# What the exercise asks
Work out how many lines hold the string "styles". Give that number and nothing more.

# Recorded information
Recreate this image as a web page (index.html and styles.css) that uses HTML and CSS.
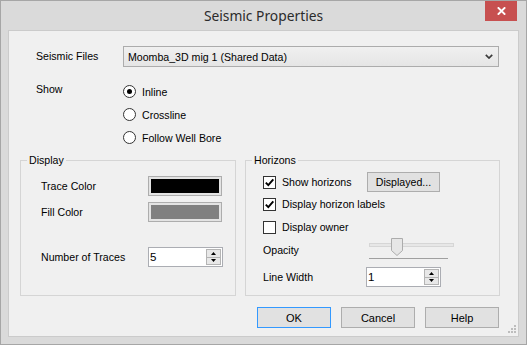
FILE: index.html
```html
<!DOCTYPE html>
<html lang="en">
<head>
<meta charset="utf-8">
<title>Seismic Properties</title>
<link rel="stylesheet" href="styles.css">
</head>
<body>
<div class="window">
  <div class="titlebar">
    <div class="tb-left"></div>
    <div class="title">Seismic Properties</div>
    <div class="tb-right">
      <button class="close" aria-label="Close">
        <svg width="9" height="8" viewBox="0 0 9 8"><path d="M0.8 0.3 L8.2 7.7 M8.2 0.3 L0.8 7.7" stroke="#fff" stroke-width="1.9" fill="none"/></svg>
      </button>
    </div>
  </div>
  <div class="client">
    <div class="files">
      <span class="lbl">Seismic Files</span>
      <div class="combo">
        <span class="combo-text">Moomba_3D mig 1 (Shared Data)</span>
        <svg class="chev" width="8" height="5" viewBox="0 0 8 5"><path d="M0.8 0.8 L4 4 L7.2 0.8" stroke="#3a3a3a" stroke-width="1.7" fill="none"/></svg>
      </div>
    </div>
    <div class="show">
      <span class="lbl show-lbl">Show</span>
      <div class="radios">
        <div class="opt"><span class="radio on"></span>Inline</div>
        <div class="opt"><span class="radio"></span>Crossline</div>
        <div class="opt"><span class="radio"></span>Follow Well Bore</div>
      </div>
    </div>
    <div class="groups">
      <fieldset class="group display">
        <legend>Display</legend>
        <div class="gbody dbody">
          <div class="drow r1"><span class="dlbl">Trace Color</span><span class="swatch"><span class="fill fill-black"></span></span></div>
          <div class="drow r2"><span class="dlbl">Fill Color</span><span class="swatch"><span class="fill fill-grey"></span></span></div>
          <div class="drow r3"><span class="dlbl">Number of Traces</span>
            <div class="spin"><span class="spin-val">5</span>
              <div class="spin-btns">
                <span class="sbtn"><svg width="5" height="3" viewBox="0 0 5 3"><path d="M0 3 L2.5 0 L5 3 Z" fill="#000"/></svg></span>
                <span class="sbtn"><svg width="5" height="3" viewBox="0 0 5 3"><path d="M0 0 L2.5 3 L5 0 Z" fill="#000"/></svg></span>
              </div>
            </div>
          </div>
        </div>
      </fieldset>
      <fieldset class="group horizons">
        <legend>Horizons</legend>
        <div class="gbody hbody">
          <div class="hrow h1">
            <div class="chk-wrap"><span class="chk"><svg width="11" height="11" viewBox="0 0 11 11"><path d="M1.8 5.6 L4.3 8.2 L9.3 2.4" stroke="#000" stroke-width="1.9" fill="none"/></svg></span>Show horizons</div>
            <button class="btn btn-disp">Displayed...</button>
          </div>
          <div class="hrow h2">
            <div class="chk-wrap"><span class="chk"><svg width="11" height="11" viewBox="0 0 11 11"><path d="M1.8 5.6 L4.3 8.2 L9.3 2.4" stroke="#000" stroke-width="1.9" fill="none"/></svg></span>Display horizon labels</div>
          </div>
          <div class="hrow h3">
            <div class="chk-wrap"><span class="chk"></span>Display owner</div>
          </div>
          <div class="hrow h4">
            <span class="hlbl op-lbl">Opacity</span>
            <svg class="slider" width="86" height="21" viewBox="0 0 86 21">
              <rect x="0.5" y="5.5" width="84" height="3" fill="#e7e7e7" stroke="#d6d6d6"/>
              <path d="M22.5 0.5 H33.5 V12.5 L28 17.5 L22.5 12.5 Z" fill="#e6e6e6" stroke="#acacac"/>
              <rect x="0" y="20" width="79" height="1" fill="#a0a0a0"/>
            </svg>
          </div>
          <div class="hrow h5">
            <span class="hlbl lw-lbl">Line Width</span>
            <div class="spin"><span class="spin-val">1</span>
              <div class="spin-btns">
                <span class="sbtn"><svg width="5" height="3" viewBox="0 0 5 3"><path d="M0 3 L2.5 0 L5 3 Z" fill="#000"/></svg></span>
                <span class="sbtn"><svg width="5" height="3" viewBox="0 0 5 3"><path d="M0 0 L2.5 3 L5 0 Z" fill="#000"/></svg></span>
              </div>
            </div>
          </div>
        </div>
      </fieldset>
    </div>
    <div class="buttons">
      <button class="btn dlg-btn ok">OK</button>
      <button class="btn dlg-btn">Cancel</button>
      <button class="btn dlg-btn">Help</button>
    </div>
    <svg class="grip" width="9" height="9" viewBox="0 0 9 9">
      <rect x="6" y="0" width="2" height="2" fill="#bdbdbd"/>
      <rect x="3" y="3" width="2" height="2" fill="#bdbdbd"/>
      <rect x="6" y="3" width="2" height="2" fill="#bdbdbd"/>
      <rect x="0" y="6" width="2" height="2" fill="#bdbdbd"/>
      <rect x="3" y="6" width="2" height="2" fill="#bdbdbd"/>
      <rect x="6" y="6" width="2" height="2" fill="#bdbdbd"/>
    </svg>
  </div>
</div>
</body>
</html>
```
FILE: styles.css
```css
* { box-sizing: border-box; }
html, body { margin: 0; padding: 0; }
body {
  width: 527px;
  height: 345px;
  overflow: hidden;
  background: #ffffff;
  font-family: "Liberation Sans", Arial, sans-serif;
  font-size: 10.6px;
  color: #000;
}
.window {
  width: 527px;
  height: 345px;
  border: 1px solid #a6a6a6;
  background: #dadada;
  display: flex;
  flex-direction: column;
}
.titlebar {
  height: 29px;
  flex: none;
  display: grid;
  grid-template-columns: 1fr auto 1fr;
}
.title {
  font-family: "Noto Sans", "Open Sans", sans-serif;
  font-size: 13.8px;
  line-height: 29px;
  color: #2b2b2b;
}
.tb-right {
  display: flex;
  justify-content: flex-end;
  align-items: flex-start;
  padding-right: 9px;
}
.close {
  width: 32px;
  height: 20px;
  border: 0;
  padding: 0;
  margin: 0;
  background: #c75050;
  display: flex;
  align-items: center;
  justify-content: center;
}
.client {
  position: relative;
  margin: 0 7px;
  height: 307px;
  border: 1px solid #cbcbcb;
  background: #f0f0f0;
  display: flex;
  flex-direction: column;
}
.files {
  margin: 15px 0 0 27px;
  height: 21px;
  display: flex;
  align-items: center;
}
.lbl { width: 87px; flex: none; line-height: 13px; }
.combo {
  width: 376px;
  height: 21px;
  border: 1px solid #acacac;
  background: linear-gradient(#f0f0f0, #e5e5e5);
  display: flex;
  align-items: center;
  padding: 0 5px 0 4px;
}
.combo-text { flex: 1; }
.chev { flex: none; }
.show {
  margin: 13px 0 0 27px;
  display: flex;
  align-items: flex-start;
}
.show-lbl { margin-top: 3px; }
.radios { display: flex; flex-direction: column; }
.opt { height: 23px; display: flex; align-items: center; }
.radio {
  width: 13px;
  height: 13px;
  border: 1px solid #333;
  border-radius: 50%;
  background: #fff;
  margin-right: 6px;
  display: flex;
  align-items: center;
  justify-content: center;
}
.radio.on::after {
  content: "";
  width: 5px;
  height: 5px;
  border-radius: 50%;
  background: #000;
}
.groups {
  margin: 5px 0 0 11px;
  display: flex;
  gap: 9px;
}
.group {
  margin: 0;
  padding: 0;
  min-width: 0;
  height: 142px;
  border: 1px solid #d5d5d5;
}
.group legend {
  margin-left: 6px;
  padding: 0 2px;
  line-height: 12px;
}
.display { width: 216px; }
.horizons { width: 255px; }
.dbody { padding-left: 20px; }
.drow { height: 20px; display: flex; align-items: center; }
.drow.r1 { margin-top: 10px; }
.drow.r2 { margin-top: 6px; }
.drow.r3 { margin-top: 25px; }
.dlbl { width: 107px; flex: none; }
.swatch {
  width: 74px;
  height: 20px;
  border: 1px solid #adadad;
  background: #e3e3e3;
  padding: 2px;
  display: flex;
}
.fill { flex: 1; }
.fill-black { background: #000; }
.fill-grey { background: #808080; }
.spin {
  width: 75px;
  height: 20px;
  border: 1px solid #abadb3;
  background: #fff;
  display: flex;
  align-items: stretch;
}
.spin-val { flex: 1; padding-left: 1px; line-height: 18px; font-size: 11.5px; }
.spin-btns {
  width: 15px;
  margin: 1px;
  display: flex;
  flex-direction: column;
}
.sbtn {
  flex: 1;
  border: 1px solid #b4b4b4;
  background: #e8e8e8;
  display: flex;
  align-items: center;
  justify-content: center;
}
.sbtn + .sbtn { border-top: 0; }
.hbody { padding-left: 17px; }
.hrow { height: 20px; display: flex; align-items: center; }
.hrow.h1 { margin-top: 6px; }
.hrow.h2 { margin-top: 2px; }
.hrow.h3 { margin-top: 3px; }
.hrow.h4 { margin-top: 1px; height: 21px; }
.hrow.h5 { margin-top: 8px; }
.chk-wrap { width: 104px; flex: none; display: flex; align-items: center; white-space: nowrap; }
.chk {
  width: 13px;
  height: 13px;
  border: 1px solid #333;
  background: #fff;
  margin-right: 6px;
  flex: none;
  display: flex;
  align-items: center;
  justify-content: center;
}
.btn {
  font-family: inherit;
  font-size: inherit;
  color: #000;
  background: #e1e1e1;
  border: 1px solid #adadad;
  padding: 0;
  margin: 0;
}
.btn-disp { width: 73px; height: 20px; }
.hlbl { flex: none; }
.op-lbl { width: 106px; padding-top: 3px; }
.lw-lbl { width: 103px; }
.slider { flex: none; display: block; }
.buttons {
  margin-top: 11px;
  height: 21px;
  padding-right: 19px;
  display: flex;
  justify-content: flex-end;
  gap: 10px;
}
.dlg-btn { width: 74px; height: 21px; font-size: 11px; }
.dlg-btn.ok { border-color: #3399ff; }
.grip { position: absolute; right: 1px; bottom: 2px; }
```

# Solved problem
3